* [WORK TO DO]
Take the lines from the head of the listing through the one bearing "import React from" and copy them exactly, leaving every picture out.

** BEGIN **

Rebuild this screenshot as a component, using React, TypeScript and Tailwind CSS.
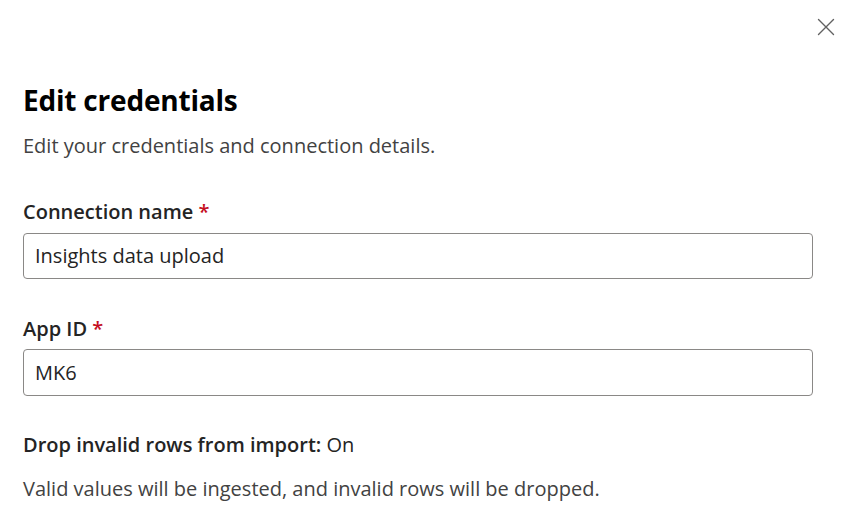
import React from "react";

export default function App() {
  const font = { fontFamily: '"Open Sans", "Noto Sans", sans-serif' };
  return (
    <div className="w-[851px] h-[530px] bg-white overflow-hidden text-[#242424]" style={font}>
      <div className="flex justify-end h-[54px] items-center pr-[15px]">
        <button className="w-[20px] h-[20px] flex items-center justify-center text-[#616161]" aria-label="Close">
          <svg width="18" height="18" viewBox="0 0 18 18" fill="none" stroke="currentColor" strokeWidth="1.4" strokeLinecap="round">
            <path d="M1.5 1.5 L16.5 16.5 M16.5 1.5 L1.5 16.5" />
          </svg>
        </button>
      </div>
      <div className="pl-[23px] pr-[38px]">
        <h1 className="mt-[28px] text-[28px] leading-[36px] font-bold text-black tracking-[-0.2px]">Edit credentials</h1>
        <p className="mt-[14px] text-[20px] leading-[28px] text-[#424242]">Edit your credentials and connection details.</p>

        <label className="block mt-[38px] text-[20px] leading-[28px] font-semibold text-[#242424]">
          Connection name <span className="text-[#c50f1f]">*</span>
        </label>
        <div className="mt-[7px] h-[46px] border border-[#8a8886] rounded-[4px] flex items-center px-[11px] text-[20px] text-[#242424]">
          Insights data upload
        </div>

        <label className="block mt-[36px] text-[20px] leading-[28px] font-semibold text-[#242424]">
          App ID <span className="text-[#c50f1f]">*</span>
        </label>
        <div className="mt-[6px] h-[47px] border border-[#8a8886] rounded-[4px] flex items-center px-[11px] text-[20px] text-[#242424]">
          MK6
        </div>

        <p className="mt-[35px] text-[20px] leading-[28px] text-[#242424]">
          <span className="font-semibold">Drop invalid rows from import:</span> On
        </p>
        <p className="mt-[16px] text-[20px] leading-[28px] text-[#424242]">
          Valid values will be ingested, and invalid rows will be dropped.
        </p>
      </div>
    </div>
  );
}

** END **

* [RESULT OF THIS TASK]
Rebuild this screenshot as a component, using React, TypeScript and Tailwind CSS.
import React from "react";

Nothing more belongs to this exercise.